## START

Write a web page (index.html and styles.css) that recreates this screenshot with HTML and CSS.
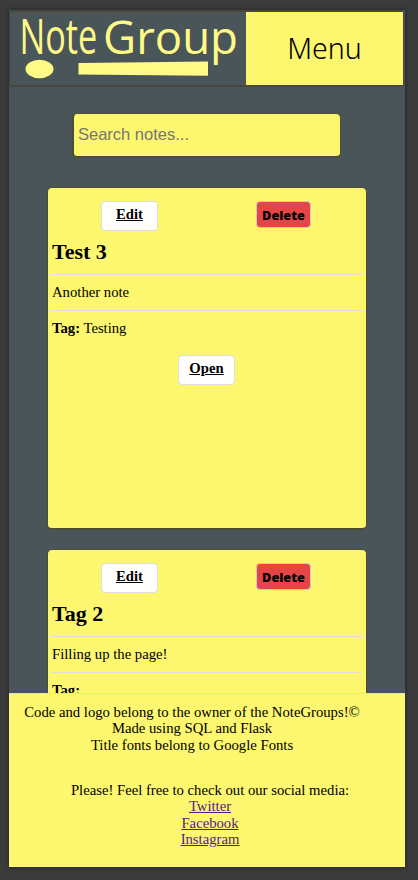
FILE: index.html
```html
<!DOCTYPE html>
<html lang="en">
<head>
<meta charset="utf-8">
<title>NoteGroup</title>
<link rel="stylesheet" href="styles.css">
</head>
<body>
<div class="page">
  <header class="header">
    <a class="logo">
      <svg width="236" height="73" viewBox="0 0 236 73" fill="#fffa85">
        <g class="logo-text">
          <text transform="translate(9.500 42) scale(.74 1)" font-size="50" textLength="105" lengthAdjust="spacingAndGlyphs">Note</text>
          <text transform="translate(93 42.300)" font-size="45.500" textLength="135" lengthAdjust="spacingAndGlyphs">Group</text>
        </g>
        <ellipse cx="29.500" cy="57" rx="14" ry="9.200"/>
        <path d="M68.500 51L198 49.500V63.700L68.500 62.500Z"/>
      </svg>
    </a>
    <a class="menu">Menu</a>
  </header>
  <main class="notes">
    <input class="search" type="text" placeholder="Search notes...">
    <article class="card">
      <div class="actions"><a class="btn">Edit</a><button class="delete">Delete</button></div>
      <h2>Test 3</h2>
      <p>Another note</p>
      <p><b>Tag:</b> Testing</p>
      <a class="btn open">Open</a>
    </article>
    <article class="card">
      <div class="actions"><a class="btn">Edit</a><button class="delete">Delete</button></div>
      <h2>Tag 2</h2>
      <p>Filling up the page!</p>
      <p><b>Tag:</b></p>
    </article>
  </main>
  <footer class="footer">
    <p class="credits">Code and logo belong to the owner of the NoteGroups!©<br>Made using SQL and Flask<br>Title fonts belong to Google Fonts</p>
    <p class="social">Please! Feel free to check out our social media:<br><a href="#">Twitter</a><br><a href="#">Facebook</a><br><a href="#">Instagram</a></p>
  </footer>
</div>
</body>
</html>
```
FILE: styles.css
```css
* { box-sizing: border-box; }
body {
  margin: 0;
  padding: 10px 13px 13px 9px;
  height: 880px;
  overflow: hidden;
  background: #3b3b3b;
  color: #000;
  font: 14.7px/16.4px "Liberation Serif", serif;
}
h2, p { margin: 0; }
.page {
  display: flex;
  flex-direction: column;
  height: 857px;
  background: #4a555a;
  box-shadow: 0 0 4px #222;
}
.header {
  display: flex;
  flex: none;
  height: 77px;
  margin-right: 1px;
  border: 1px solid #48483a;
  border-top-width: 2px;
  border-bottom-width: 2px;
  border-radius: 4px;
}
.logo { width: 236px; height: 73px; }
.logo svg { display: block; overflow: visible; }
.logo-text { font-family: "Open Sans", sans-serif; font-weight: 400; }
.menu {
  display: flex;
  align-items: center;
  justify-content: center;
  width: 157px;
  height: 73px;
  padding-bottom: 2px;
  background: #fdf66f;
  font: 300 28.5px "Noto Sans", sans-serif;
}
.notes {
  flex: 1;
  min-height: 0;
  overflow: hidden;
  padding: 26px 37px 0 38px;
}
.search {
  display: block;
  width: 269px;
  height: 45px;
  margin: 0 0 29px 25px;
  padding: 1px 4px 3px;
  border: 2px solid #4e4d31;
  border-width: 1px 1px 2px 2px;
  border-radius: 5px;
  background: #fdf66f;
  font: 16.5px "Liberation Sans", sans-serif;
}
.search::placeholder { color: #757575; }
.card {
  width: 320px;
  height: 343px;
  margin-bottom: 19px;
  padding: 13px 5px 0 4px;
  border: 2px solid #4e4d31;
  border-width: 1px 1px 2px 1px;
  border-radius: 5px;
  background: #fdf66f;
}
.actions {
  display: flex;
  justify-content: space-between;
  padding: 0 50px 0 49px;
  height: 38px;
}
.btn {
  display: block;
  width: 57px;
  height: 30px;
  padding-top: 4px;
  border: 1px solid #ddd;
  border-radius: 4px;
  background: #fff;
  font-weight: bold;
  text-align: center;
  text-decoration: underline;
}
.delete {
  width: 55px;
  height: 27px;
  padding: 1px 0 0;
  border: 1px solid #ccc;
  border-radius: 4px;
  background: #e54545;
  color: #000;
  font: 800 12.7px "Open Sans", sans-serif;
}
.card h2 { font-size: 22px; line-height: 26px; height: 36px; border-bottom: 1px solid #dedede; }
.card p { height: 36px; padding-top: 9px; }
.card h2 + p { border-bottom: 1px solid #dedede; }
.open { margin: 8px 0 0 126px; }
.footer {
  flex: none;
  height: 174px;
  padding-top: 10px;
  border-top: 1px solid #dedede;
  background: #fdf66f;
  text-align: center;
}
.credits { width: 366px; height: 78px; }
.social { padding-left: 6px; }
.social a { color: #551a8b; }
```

## END

» Stated problem:
Omit the pictures, and quote the material above exactly as given.

» Output of the task:
Write a web page (index.html and styles.css) that recreates this screenshot with HTML and CSS.
FILE: index.html
```html
<!DOCTYPE html>
<html lang="en">
<head>
<meta charset="utf-8">
<title>NoteGroup</title>
<link rel="stylesheet" href="styles.css">
</head>
<body>
<div class="page">
  <header class="header">
    <a class="logo">
      <svg width="236" height="73" viewBox="0 0 236 73" fill="#fffa85">
        <g class="logo-text">
          <text transform="translate(9.500 42) scale(.74 1)" font-size="50" textLength="105" lengthAdjust="spacingAndGlyphs">Note</text>
          <text transform="translate(93 42.300)" font-size="45.500" textLength="135" lengthAdjust="spacingAndGlyphs">Group</text>
        </g>
        <ellipse cx="29.500" cy="57" rx="14" ry="9.200"/>
        <path d="M68.500 51L198 49.500V63.700L68.500 62.500Z"/>
      </svg>
    </a>
    <a class="menu">Menu</a>
  </header>
  <main class="notes">
    <input class="search" type="text" placeholder="Search notes...">
    <article class="card">
      <div class="actions"><a class="btn">Edit</a><button class="delete">Delete</button></div>
      <h2>Test 3</h2>
      <p>Another note</p>
      <p><b>Tag:</b> Testing</p>
      <a class="btn open">Open</a>
    </article>
    <article class="card">
      <div class="actions"><a class="btn">Edit</a><button class="delete">Delete</button></div>
      <h2>Tag 2</h2>
      <p>Filling up the page!</p>
      <p><b>Tag:</b></p>
    </article>
  </main>
  <footer class="footer">
    <p class="credits">Code and logo belong to the owner of the NoteGroups!©<br>Made using SQL and Flask<br>Title fonts belong to Google Fonts</p>
    <p class="social">Please! Feel free to check out our social media:<br><a href="#">Twitter</a><br><a href="#">Facebook</a><br><a href="#">Instagram</a></p>
  </footer>
</div>
</body>
</html>
```
FILE: styles.css
```css
* { box-sizing: border-box; }
body {
  margin: 0;
  padding: 10px 13px 13px 9px;
  height: 880px;
  overflow: hidden;
  background: #3b3b3b;
  color: #000;
  font: 14.7px/16.4px "Liberation Serif", serif;
}
h2, p { margin: 0; }
.page {
  display: flex;
  flex-direction: column;
  height: 857px;
  background: #4a555a;
  box-shadow: 0 0 4px #222;
}
.header {
  display: flex;
  flex: none;
  height: 77px;
  margin-right: 1px;
  border: 1px solid #48483a;
  border-top-width: 2px;
  border-bottom-width: 2px;
  border-radius: 4px;
}
.logo { width: 236px; height: 73px; }
.logo svg { display: block; overflow: visible; }
.logo-text { font-family: "Open Sans", sans-serif; font-weight: 400; }
.menu {
  display: flex;
  align-items: center;
  justify-content: center;
  width: 157px;
  height: 73px;
  padding-bottom: 2px;
  background: #fdf66f;
  font: 300 28.5px "Noto Sans", sans-serif;
}
.notes {
  flex: 1;
  min-height: 0;
  overflow: hidden;
  padding: 26px 37px 0 38px;
}
.search {
  display: block;
  width: 269px;
  height: 45px;
  margin: 0 0 29px 25px;
  padding: 1px 4px 3px;
  border: 2px solid #4e4d31;
  border-width: 1px 1px 2px 2px;
  border-radius: 5px;
  background: #fdf66f;
  font: 16.5px "Liberation Sans", sans-serif;
}
.search::placeholder { color: #757575; }
.card {
  width: 320px;
  height: 343px;
  margin-bottom: 19px;
  padding: 13px 5px 0 4px;
  border: 2px solid #4e4d31;
  border-width: 1px 1px 2px 1px;
  border-radius: 5px;
  background: #fdf66f;
}
.actions {
  display: flex;
  justify-content: space-between;
  padding: 0 50px 0 49px;
  height: 38px;
}
.btn {
  display: block;
  width: 57px;
  height: 30px;
  padding-top: 4px;
  border: 1px solid #ddd;
  border-radius: 4px;
  background: #fff;
  font-weight: bold;
  text-align: center;
  text-decoration: underline;
}
.delete {
  width: 55px;
  height: 27px;
  padding: 1px 0 0;
  border: 1px solid #ccc;
  border-radius: 4px;
  background: #e54545;
  color: #000;
  font: 800 12.7px "Open Sans", sans-serif;
}
.card h2 { font-size: 22px; line-height: 26px; height: 36px; border-bottom: 1px solid #dedede; }
.card p { height: 36px; padding-top: 9px; }
.card h2 + p { border-bottom: 1px solid #dedede; }
.open { margin: 8px 0 0 126px; }
.footer {
  flex: none;
  height: 174px;
  padding-top: 10px;
  border-top: 1px solid #dedede;
  background: #fdf66f;
  text-align: center;
}
.credits { width: 366px; height: 78px; }
.social { padding-left: 6px; }
.social a { color: #551a8b; }
```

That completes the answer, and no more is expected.